Treatment Personalisation
Treatment personalisation is the practice of assigning different interventions, experiences, or variants to different users based on their observed characteristics and learned response patterns.
Key points
- Yildirim frames Contextual Bandits as one-step reinforcement-learning methods for dynamic treatment personalisation: the system adjusts traffic based on which treatment works for whom [src-021].
- The distinction from a standard A/B test is adaptivity. A/B tests allocate traffic statically; multi-armed bandits adapt traffic overall; contextual bandits adapt traffic by user context [src-021].
- Running separate bandits for every context segment can work for tiny context spaces, but it breaks down as user characteristics grow. Contextual bandits use models to share information across contexts rather than enumerating every segment independently [src-021].
- Uplift modelling and contextual bandits both target personalisation, but contextual bandits personalise on the fly rather than waiting for a completed A/B test and a later uplift model [src-021].
- Hightouch adds the marketing-operations version of the same problem: true personalisation means deciding content, channel, timing, frequency, and offer for each customer based on their current context, not just their static segment [src-023].
- The personalisation gap appears when teams keep adding smaller segments and more journey rules but still cannot adapt to individual intent, urgency, and behaviour at scale [src-023].
- Hightouch’s reinforcement-learning framing adds the feedback loop: individual customer responses teach the system which offers, send times, channels, and message types work for that person and for similar customers [src-024].

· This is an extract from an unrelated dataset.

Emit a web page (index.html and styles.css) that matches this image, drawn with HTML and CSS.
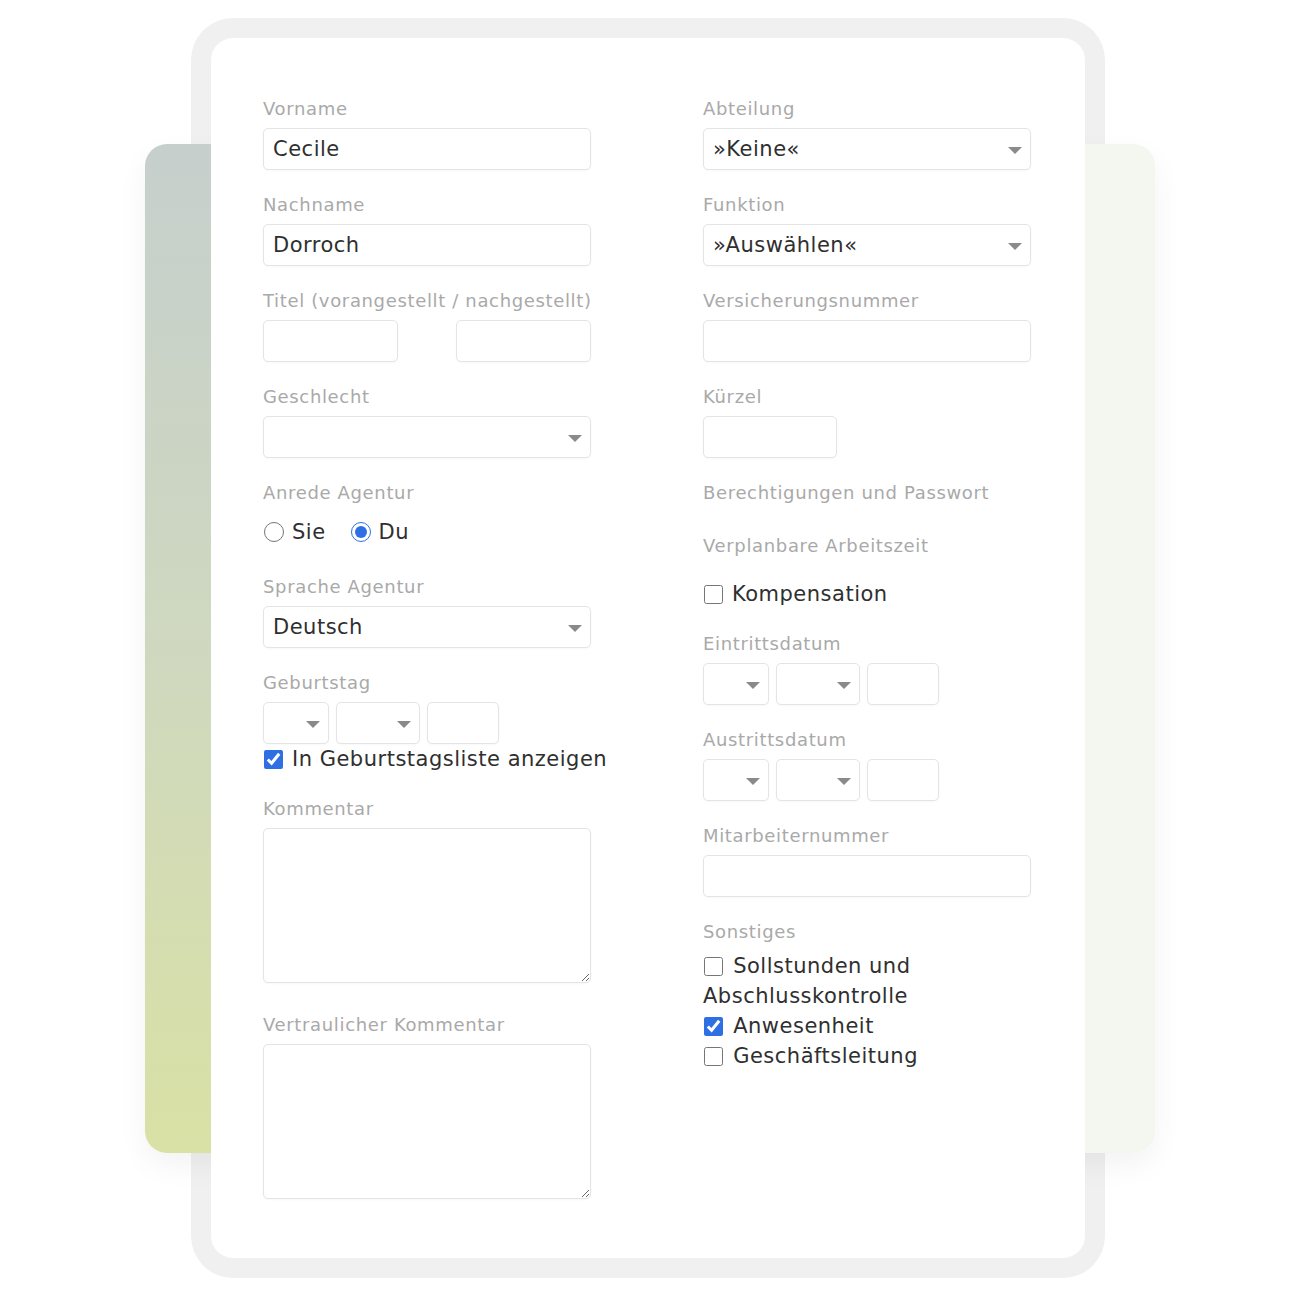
FILE: index.html
```html
<!DOCTYPE html>
<html lang="de">
<head>
  <meta charset="UTF-8">
  <meta name="viewport" content="width=device-width, initial-scale=1.0">
  <title>Mitarbeiter bearbeiten</title>
  <link rel="stylesheet" href="styles.css">
</head>
<body>
  <div class="stage">
    <div class="frame"></div>
    <div class="backdrop"></div>

    <form class="sheet">
      <!-- linke Spalte -->
      <div class="col">
        <div class="field">
          <label class="label">Vorname</label>
          <input class="control" type="text" value="Cecile">
        </div>
        <div class="field">
          <label class="label">Nachname</label>
          <input class="control" type="text" value="Dorroch">
        </div>
        <div class="field">
          <label class="label">Titel (vorangestellt / nachgestellt)</label>
          <div class="pair">
            <input class="control" type="text">
            <input class="control" type="text">
          </div>
        </div>
        <div class="field">
          <label class="label">Geschlecht</label>
          <div class="select"><span></span></div>
        </div>
        <div class="field field-choice">
          <label class="label">Anrede Agentur</label>
          <div class="radios">
            <label class="radio"><input type="radio" name="anrede"> Sie</label>
            <label class="radio"><input type="radio" name="anrede" checked> Du</label>
          </div>
        </div>
        <div class="field">
          <label class="label">Sprache Agentur</label>
          <div class="select"><span>Deutsch</span></div>
        </div>
        <div class="field">
          <label class="label">Geburtstag</label>
          <div class="date">
            <div class="select day"><span></span></div>
            <div class="select month"><span></span></div>
            <input class="control year" type="text">
          </div>
          <label class="check"><input type="checkbox" checked> In Geburtstagsliste anzeigen</label>
        </div>
        <div class="field field-text">
          <label class="label">Kommentar</label>
          <textarea class="control area"></textarea>
        </div>
        <div class="field">
          <label class="label">Vertraulicher Kommentar</label>
          <textarea class="control area"></textarea>
        </div>
      </div>

      <!-- rechte Spalte -->
      <div class="col">
        <div class="field">
          <label class="label">Abteilung</label>
          <div class="select"><span>»Keine«</span></div>
        </div>
        <div class="field">
          <label class="label">Funktion</label>
          <div class="select"><span>»Auswählen«</span></div>
        </div>
        <div class="field">
          <label class="label">Versicherungsnummer</label>
          <input class="control" type="text">
        </div>
        <div class="field">
          <label class="label">Kürzel</label>
          <input class="control short" type="text">
        </div>
        <div class="link">Berechtigungen und Passwort</div>
        <div class="field field-head">
          <label class="label">Verplanbare Arbeitszeit</label>
        </div>
        <div class="field">
          <label class="check"><input type="checkbox"> Kompensation</label>
        </div>
        <div class="field">
          <label class="label">Eintrittsdatum</label>
          <div class="date">
            <div class="select day"><span></span></div>
            <div class="select month"><span></span></div>
            <input class="control year" type="text">
          </div>
        </div>
        <div class="field">
          <label class="label">Austrittsdatum</label>
          <div class="date">
            <div class="select day"><span></span></div>
            <div class="select month"><span></span></div>
            <input class="control year" type="text">
          </div>
        </div>
        <div class="field">
          <label class="label">Mitarbeiternummer</label>
          <input class="control" type="text">
        </div>
        <div class="field">
          <label class="label">Sonstiges</label>
          <div class="checks">
            <label class="check"><input type="checkbox"> Sollstunden und Abschlusskontrolle</label>
            <label class="check"><input type="checkbox" checked> Anwesenheit</label>
            <label class="check"><input type="checkbox"> Geschäftsleitung</label>
          </div>
        </div>
      </div>
    </form>
  </div>
</body>
</html>
```

FILE: styles.css
```css
* {
  box-sizing: border-box;
  margin: 0;
  padding: 0;
}

body {
  background: #fff;
  font-family: 'DejaVu Sans', 'Noto Sans', sans-serif;
  color: #2f2f2f;
}

.stage {
  display: grid;
  width: 1296px;
  height: 1296px;
}

/* drei Ebenen übereinander: grauer Rahmen, farbige Fläche, weißes Blatt */
.frame,
.backdrop,
.sheet {
  grid-area: 1 / 1;
}

.frame {
  margin: 18px 0 0 191px;
  width: 914px;
  height: 1260px;
  border-radius: 42px;
  background: #f0f0f0;
}

.backdrop {
  margin: 144px 0 0 145px;
  width: 1010px;
  height: 1009px;
  border-radius: 22px;
  background:
    linear-gradient(90deg, rgba(245,248,243,0) 0%, rgba(245,248,243,0) 6%, #f4f7f1 40%, #f3f7f0 100%),
    linear-gradient(180deg, #c6cfcc 0%, #cfd8bf 50%, #d9e1a5 100%);
  box-shadow: 0 12px 30px rgba(0,0,0,0.05);
}

.sheet {
  margin: 38px 0 0 211px;
  width: 874px;
  height: 1220px;
  display: grid;
  grid-template-columns: 328px 328px;
  column-gap: 112px;
  align-content: start;
  padding: 58px 52px 0;
  border-radius: 22px;
  background: #fff;
}

.col {
  display: flex;
  flex-direction: column;
}

.field {
  margin-bottom: 22px;
}

.field-choice {
  margin-bottom: 26px;
}

.field-text {
  margin-bottom: 29px;
}

.field-head {
  margin-bottom: 14px;
}

.label,
.link {
  display: block;
  height: 24px;
  padding-top: 1px;
  margin-bottom: 8px;
  font-size: 18px;
  line-height: 24px;
  color: #a9a9a9;
  letter-spacing: 0.65px;
  white-space: nowrap;
}

.link {
  margin-bottom: 29px;
}

.control,
.select {
  display: block;
  width: 100%;
  height: 42px;
  padding: 0 9px;
  border: 1px solid #e4e4e4;
  border-radius: 5px;
  background: #fff;
  font-family: inherit;
  font-size: 21px;
  letter-spacing: 0.5px;
  color: #2f2f2f;
  outline: none;
  box-shadow: 0 1px 2px rgba(0,0,0,0.03);
}

.control.short {
  width: 134px;
}

.select {
  position: relative;
  display: flex;
  align-items: center;
}

.select::after {
  content: '';
  position: absolute;
  right: 8px;
  top: 18px;
  border-left: 7px solid transparent;
  border-right: 7px solid transparent;
  border-top: 7px solid #8a8a8a;
}

.pair {
  display: flex;
  justify-content: space-between;
}

.pair .control {
  width: 135px;
}

.date {
  display: flex;
  gap: 7px;
}

.date .day {
  width: 66px;
}

.date .month {
  width: 84px;
}

.date .year {
  width: 72px;
}

.radios {
  display: flex;
  gap: 24px;
  height: 32px;
  margin-top: 12px;
  align-items: center;
}

.radio,
.check {
  display: flex;
  align-items: center;
  font-size: 21px;
  color: #2f2f2f;
  line-height: 30px;
  letter-spacing: 0.5px;
  white-space: nowrap;
}

.radio input {
  width: 20px;
  height: 20px;
  margin: 0 8px 0 1px;
  accent-color: #2f6fe4;
}

.check input {
  width: 19px;
  height: 19px;
  margin: 0 9px 0 1px;
  accent-color: #2f6fe4;
  flex-shrink: 0;
}

.checks .check {
  display: block;
  white-space: normal;
}

.checks .check input {
  margin-right: 3px;
  vertical-align: -3px;
}

.area {
  height: 155px;
  resize: vertical;
}
```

- Hightouch’s contextual-bandit example contrasts Sarah and Marcus: one customer responds to exclusive previews on Saturday mornings, while another responds to discount offers on Wednesday evenings, so the same campaign executes differently for each customer [src-026].
- The benefit is precision over approximation: contextual bandits learn individual patterns directly rather than repeatedly shrinking segments and assuming everyone inside a group behaves the same [src-026].
Related entities
_(none yet)_
Related concepts
- Contextual Bandits
- Exploration-Exploitation Trade-off
- Offline Policy Evaluation
- AI Decisioning
- Personalisation Gap
- Reinforcement Learning for Marketing
- Agentic Marketing
- Customer Feature Matrix
Source references
- [src-021] Ugur Yildirim — “An Overview of Contextual Bandits” (2024-02-02)
- [src-023] Hightouch — “Under the hood of AI Decisioning, part one: Overcoming the personalization gap”
- [src-024] Hightouch — “Under the hood of AI Decisioning, part two: Reinforcement learning”
- [src-026] Hightouch — “Under the hood of AI Decisioning, part four: Contextual bandits”